REMA HORT MANN FOUNDATION

Jaklin Romine

Jaklin Romine was born in Burbank, California, and currently lives in East Los Angeles. She studied Studio Arts at Cal State LA, where she was selected to be part of the Luckman Project. She then showed in galleries around Los Angeles, such as Gallery 825, Avene 50 studios, and Los Angeles Municipal before completing her Masters of Fine Arts at CalArts. There are three cohesive areas to her art practice: idea creation, working in collaboration with art production assistants, and performance. This navigation of time, space, and people has helped her learn to organize and facilitate open dialog with a team of people that can understand that her physical limitations do not define or limit her ability to make art.
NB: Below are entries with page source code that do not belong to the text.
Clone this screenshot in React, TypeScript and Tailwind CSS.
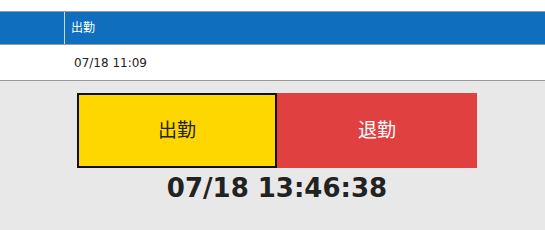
import React from "react";

const font = { fontFamily: '"DejaVu Sans", "Noto Sans CJK JP", sans-serif' };

export default function App() {
  return (
    <div className="w-[545px] h-[230px] bg-[#e8e8e8] flex flex-col" style={font}>
      <div className="h-[11px] bg-white" />
      <div className="bg-white border-y border-[#9a9a9a]">
        <div className="flex h-[32px] bg-[#106ebe] text-white text-[12px]">
          <div className="w-[65px] border-r border-[#c8d8ea]" />
          <div className="flex items-center pl-[6px]">出勤</div>
        </div>
      </div>
      <div className="flex h-[36px] bg-white border-b border-[#9a9a9a] text-[12px] text-[#222]">
        <div className="w-[74px]" />
        <div className="flex items-center">07/18 11:09</div>
      </div>
      <div className="flex flex-col items-center pl-[9px]">
        <div className="flex mt-[12px]">
          <button className="w-[200px] h-[75px] bg-[#ffd700] border-2 border-[#111] text-[19px] text-[#222]">
            出勤
          </button>
          <button className="w-[200px] h-[75px] bg-[#e04040] text-[19px] text-white">
            退勤
          </button>
        </div>
        <div className="text-center text-[26px] font-bold text-[#222] leading-none mt-[7px]">
          07/18 13:46:38
        </div>
      </div>
    </div>
  );
}
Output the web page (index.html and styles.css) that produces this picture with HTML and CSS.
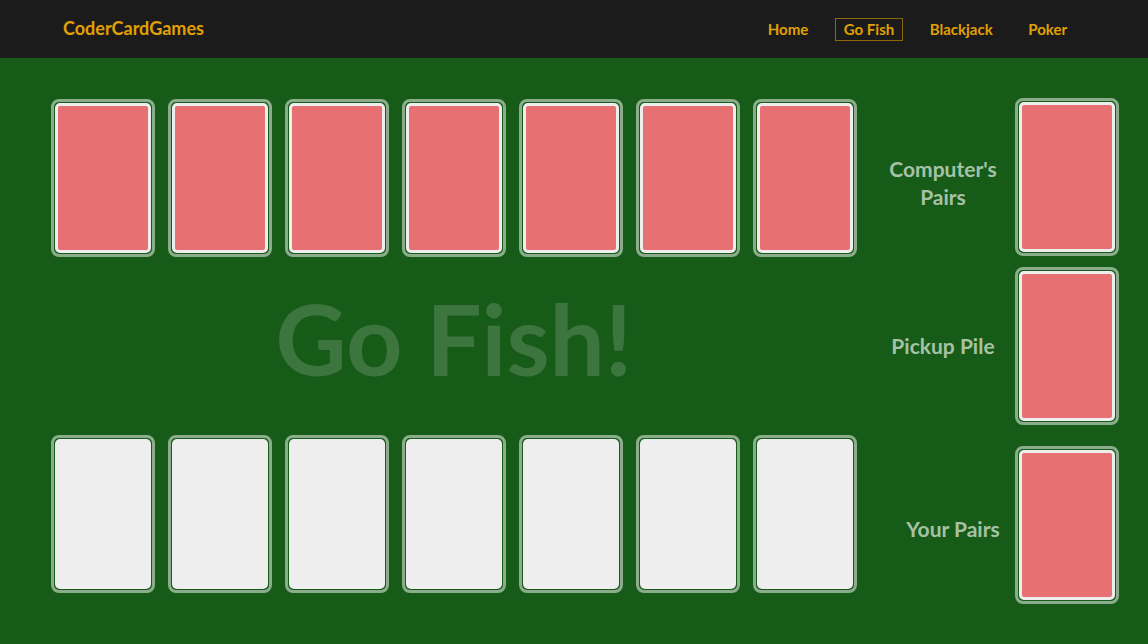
FILE: index.html
```html
<!DOCTYPE html>
<html lang="en">
<head>
<meta charset="utf-8">
<title>CoderCardGames - Go Fish</title>
<link rel="stylesheet" href="styles.css">
</head>
<body>
<header class="navbar">
  <a class="brand" href="#">CoderCardGames</a>
  <nav class="nav">
    <a class="nav-link" href="#">Home</a>
    <a class="nav-link active" href="#">Go Fish</a>
    <a class="nav-link" href="#">Blackjack</a>
    <a class="nav-link" href="#">Poker</a>
  </nav>
</header>
<main class="table">
  <section class="hands">
    <div class="hand">
      <div class="slot"><div class="card back"></div></div>
      <div class="slot"><div class="card back"></div></div>
      <div class="slot"><div class="card back"></div></div>
      <div class="slot"><div class="card back"></div></div>
      <div class="slot"><div class="card back"></div></div>
      <div class="slot"><div class="card back"></div></div>
      <div class="slot"><div class="card back"></div></div>
    </div>
    <div class="title-area">
      <h1 class="title">Go Fish!</h1>
    </div>
    <div class="hand">
      <div class="slot"><div class="card front"></div></div>
      <div class="slot"><div class="card front"></div></div>
      <div class="slot"><div class="card front"></div></div>
      <div class="slot"><div class="card front"></div></div>
      <div class="slot"><div class="card front"></div></div>
      <div class="slot"><div class="card front"></div></div>
      <div class="slot"><div class="card front"></div></div>
    </div>
  </section>
  <aside class="piles">
    <div class="pile pile-computer">
      <div class="pile-label">Computer's<br>Pairs</div>
      <div class="slot"><div class="card back"></div></div>
    </div>
    <div class="pile pile-pickup">
      <div class="pile-label">Pickup Pile</div>
      <div class="slot"><div class="card back"></div></div>
    </div>
    <div class="pile pile-mine">
      <div class="pile-label">Your Pairs</div>
      <div class="slot"><div class="card back"></div></div>
    </div>
  </aside>
</main>
</body>
</html>
```

FILE: styles.css
```css
* { box-sizing: border-box; }

body {
  margin: 0;
  background: #175b19;
  font-family: "Lato", "Noto Sans", sans-serif;
  min-height: 644px;
}

.navbar {
  height: 58px;
  background: #1b1b1b;
  display: flex;
  align-items: center;
  justify-content: space-between;
  padding: 0 72px 0 63px;
}

.brand {
  color: #e1a005;
  font-size: 18px;
  font-weight: 700;
  text-decoration: none;
  margin-top: -2px;
}

.nav {
  display: flex;
  align-items: center;
  gap: 17.5px;
}

.nav-link {
  color: #e1a005;
  font-size: 15px;
  font-weight: 700;
  text-decoration: none;
  padding: 2px 8px;
  border: 1px solid transparent;
  line-height: 17px;
}

.nav-link.active {
  border-color: #8d670d;
}

.table {
  display: flex;
  padding: 41px 0 0 51px;
}

.hands {
  display: flex;
  flex-direction: column;
}

.hand {
  display: flex;
  gap: 13px;
}

.slot {
  padding: 1px;
  border: 3px solid rgba(255, 255, 255, 0.5);
  border-radius: 8px;
}

.card {
  width: 96px;
  height: 150px;
  border-radius: 5px;
}

.card.back {
  background: #e77073;
  border: 3px solid #eeeeee;
}

.card.front {
  background: #eeeeee;
}

.title-area {
  height: 178px;
  display: flex;
  align-items: center;
  justify-content: center;
}

.title {
  margin: -16px 0 0;
  font-size: 98px;
  font-weight: 700;
  line-height: 1;
  color: rgba(255, 255, 255, 0.16);
}

.piles {
  margin-left: 23px;
  display: flex;
  flex-direction: column;
}

.pile {
  display: flex;
  align-items: center;
  gap: 9px;
}

.pile-computer { margin-top: -1px; }
.pile-pickup { margin-top: 11px; }
.pile-mine { margin-top: 21px; }

.pile-label {
  width: 126px;
  text-align: center;
  color: #a6c2a5;
  font-size: 21px;
  font-weight: 700;
  line-height: 28px;
}

.pile-computer .pile-label { padding-top: 12px; }
.pile-mine .pile-label { padding-left: 20px; padding-top: 8px; }
```
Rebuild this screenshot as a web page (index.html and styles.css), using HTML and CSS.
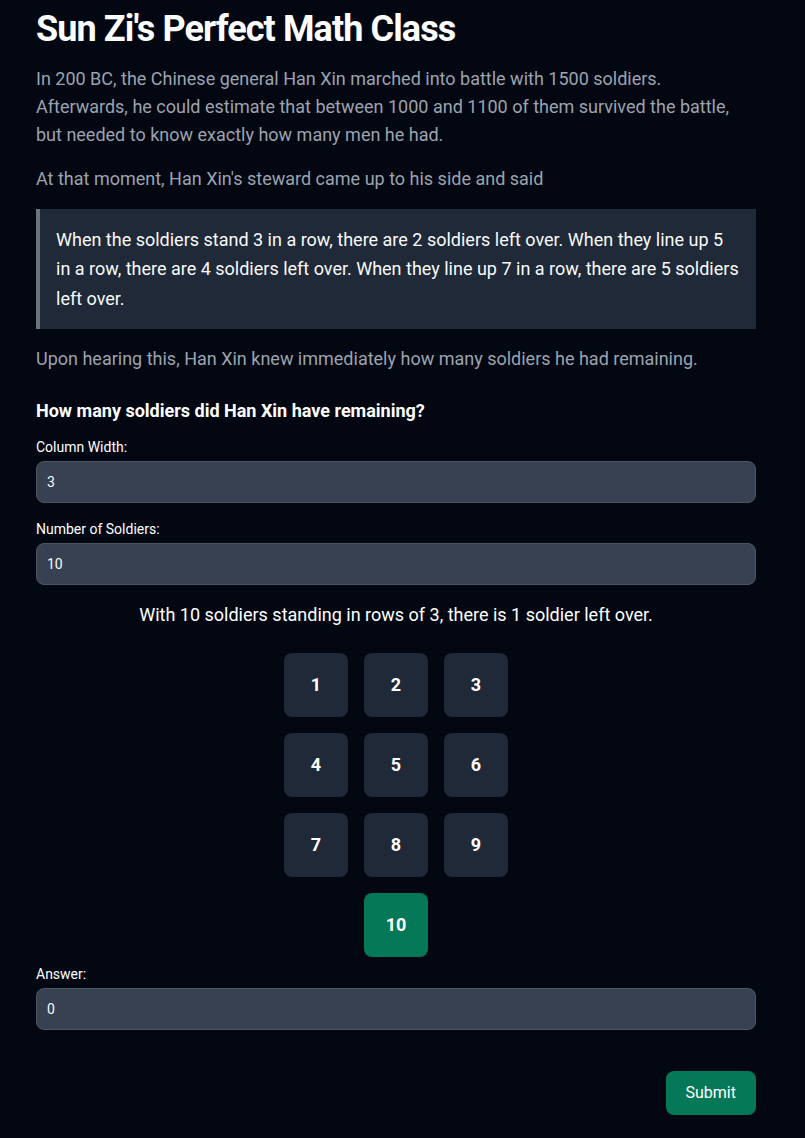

Within this dual role as artist and director, she found that the ability to formulate ideas and execute them is not limited to socially-constructed ideas of disability, which is the basis of her work at the moment. She was in physical transition, and thus, wanted to created art that hovers within the realms of sculpture, photography, and installation. She ambiguates the idea of the image, while changing changing the way people look and think about photography by turning prints into three-dimensional sculptural objects. This forms a new language between the image, object-hood, collage, and architecture it creates and inhabits as an installation. At this point of exploration, she uses the pliability of a print to accentuate the forms within the photograph. She chooses images that deal with identity, disability, physical access, and persona. Using vinyl, large format printing, fabric printing, and collage, she takes over the space. While her performance work explores the everyday experience of a latinx, disabled, female, queer, poc, body. Whose politicized identity then explores socially and physically constructed ideals of ableism within the Los Angeles art scene. Which is an unrepresented topic and experience that needs attention due to the ever growing number of artist run galleries that choose to be in inaccessible spaces.